═══ MATERIAL PROVIDED

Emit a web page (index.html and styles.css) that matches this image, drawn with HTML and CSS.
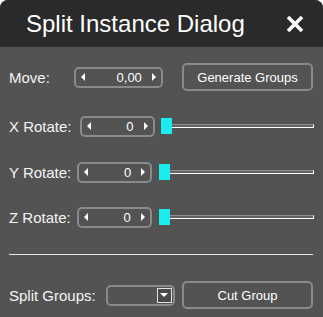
FILE: index.html
```html
<!DOCTYPE html>
<html>
<head>
<meta charset="utf-8">
<link rel="stylesheet" href="styles.css">
</head>
<body>
<div class="dialog">
  <div class="titlebar">
    <span class="title">Split Instance Dialog</span>
    <svg class="close" width="20" height="20" viewBox="0 0 20 20"><path d="M3 3 L17 17 M17 3 L3 17" stroke="#fff" stroke-width="3.6" stroke-linecap="butt"/></svg>
  </div>
  <div class="content">
    <div class="row row-move">
      <span class="label">Move:</span>
      <div class="spin spin-move">
        <span class="arr-l"></span><span class="val">0,00</span><span class="arr-r"></span>
      </div>
      <button class="btn">Generate Groups</button>
    </div>
    <div class="row row-x">
      <span class="label">X Rotate:</span>
      <div class="spin spin-rot">
        <span class="arr-l"></span><span class="val">0</span><span class="arr-r"></span>
      </div>
      <div class="slider"><div class="track"></div><div class="handle"></div></div>
    </div>
    <div class="row row-y">
      <span class="label">Y Rotate:</span>
      <div class="spin spin-rot">
        <span class="arr-l"></span><span class="val">0</span><span class="arr-r"></span>
      </div>
      <div class="slider"><div class="track"></div><div class="handle"></div></div>
    </div>
    <div class="row row-z">
      <span class="label">Z Rotate:</span>
      <div class="spin spin-rot">
        <span class="arr-l"></span><span class="val">0</span><span class="arr-r"></span>
      </div>
      <div class="slider"><div class="track"></div><div class="handle"></div></div>
    </div>
    <div class="sep"></div>
    <div class="row row-bottom">
      <span class="label">Split Groups:</span>
      <div class="combo"><span class="combo-btn"><span class="down"></span></span></div>
      <button class="btn btn-cut">Cut Group</button>
    </div>
  </div>
</div>
</body>
</html>
```
FILE: styles.css
```css
html, body {
  margin: 0;
  padding: 0;
  background: #ffffff;
}
.dialog {
  width: 323px;
  height: 317px;
  background: #535353;
  border-radius: 8px 8px 0 0;
  overflow: hidden;
  font-family: "Liberation Sans", Arial, sans-serif;
  color: #f4f4f4;
}
.titlebar {
  height: 47px;
  background: #2a2a2a;
  display: flex;
  align-items: center;
  padding: 0 18px 0 26px;
}
.title {
  font-size: 24px;
  color: #ffffff;
  line-height: 47px;
  flex: 1;
}
.close {
  display: block;
  margin-top: 0px;
}
.content {
  padding: 0 10px 0 9px;
}
.row {
  display: flex;
  align-items: center;
  height: 28px;
}
.row-move { margin-top: 16px; }
.row-x { margin-top: 21px; }
.row-y { margin-top: 18px; }
.row-z { margin-top: 17px; }
.label {
  font-size: 15px;
  white-space: nowrap;
}
.spin {
  box-sizing: border-box;
  height: 21px;
  border: 2px solid #8a8a8a;
  border-radius: 5px;
  display: flex;
  align-items: center;
  padding: 0 5px 0 5px;
}
.spin-move {
  width: 89px;
  margin-left: 24px;
}
.spin-rot {
  width: 75px;
  margin-left: 8px;
}
.row-y .spin-rot, .row-z .spin-rot { margin-left: 6px; }
.val {
  flex: 1;
  text-align: right;
  font-size: 13px;
  padding-right: 10px;
  color: #ffffff;
}
.arr-l, .arr-r {
  width: 0;
  height: 0;
  border-top: 4px solid transparent;
  border-bottom: 4px solid transparent;
}
.arr-l { border-right: 4px solid #ffffff; }
.arr-r { border-left: 4px solid #ffffff; }
.btn {
  box-sizing: border-box;
  margin-left: auto;
  width: 131px;
  height: 28px;
  background: transparent;
  border: 2px solid #8a8a8a;
  border-radius: 5px;
  color: #ffffff;
  font-family: "Liberation Sans", Arial, sans-serif;
  font-size: 13px;
  padding: 0;
}
.slider {
  position: relative;
  flex: 1;
  height: 16px;
  margin-left: 6px;
  margin-right: -1px;
  display: flex;
  align-items: center;
}
.row-y .slider, .row-z .slider { margin-left: 7px; }
.track {
  box-sizing: border-box;
  width: 100%;
  height: 4px;
  border-top: 1px solid #8e8e8e;
  border-bottom: 1px solid #ffffff;
  border-right: 1px solid #ffffff;
  background: #626262;
}
.handle {
  position: absolute;
  left: 0;
  top: 0;
  width: 11px;
  height: 16px;
  background: #19eded;
}
.sep {
  margin-top: 23px;
  height: 1px;
  background: #e6e6e6;
}
.row-bottom { margin-top: 26px; }
.combo {
  box-sizing: border-box;
  width: 69px;
  height: 21px;
  margin-left: 10px;
  border: 2px solid #8a8a8a;
  border-radius: 5px;
  display: flex;
  justify-content: flex-end;
  align-items: center;
  padding-right: 1px;
}
.combo-btn {
  box-sizing: border-box;
  width: 15px;
  height: 15px;
  border: 1px solid #e0e0e0;
  background: #4a4a4a;
  display: flex;
  align-items: center;
  justify-content: center;
}
.down {
  width: 0;
  height: 0;
  border-left: 4px solid transparent;
  border-right: 4px solid transparent;
  border-top: 4px solid #ffffff;
}
.btn-cut { width: 131px; }
```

══════

◆ DESCRIPTION OF THE TASK
Give nothing but the count of lines in the listing above that hold the string "index".

◆ RESPONSE
2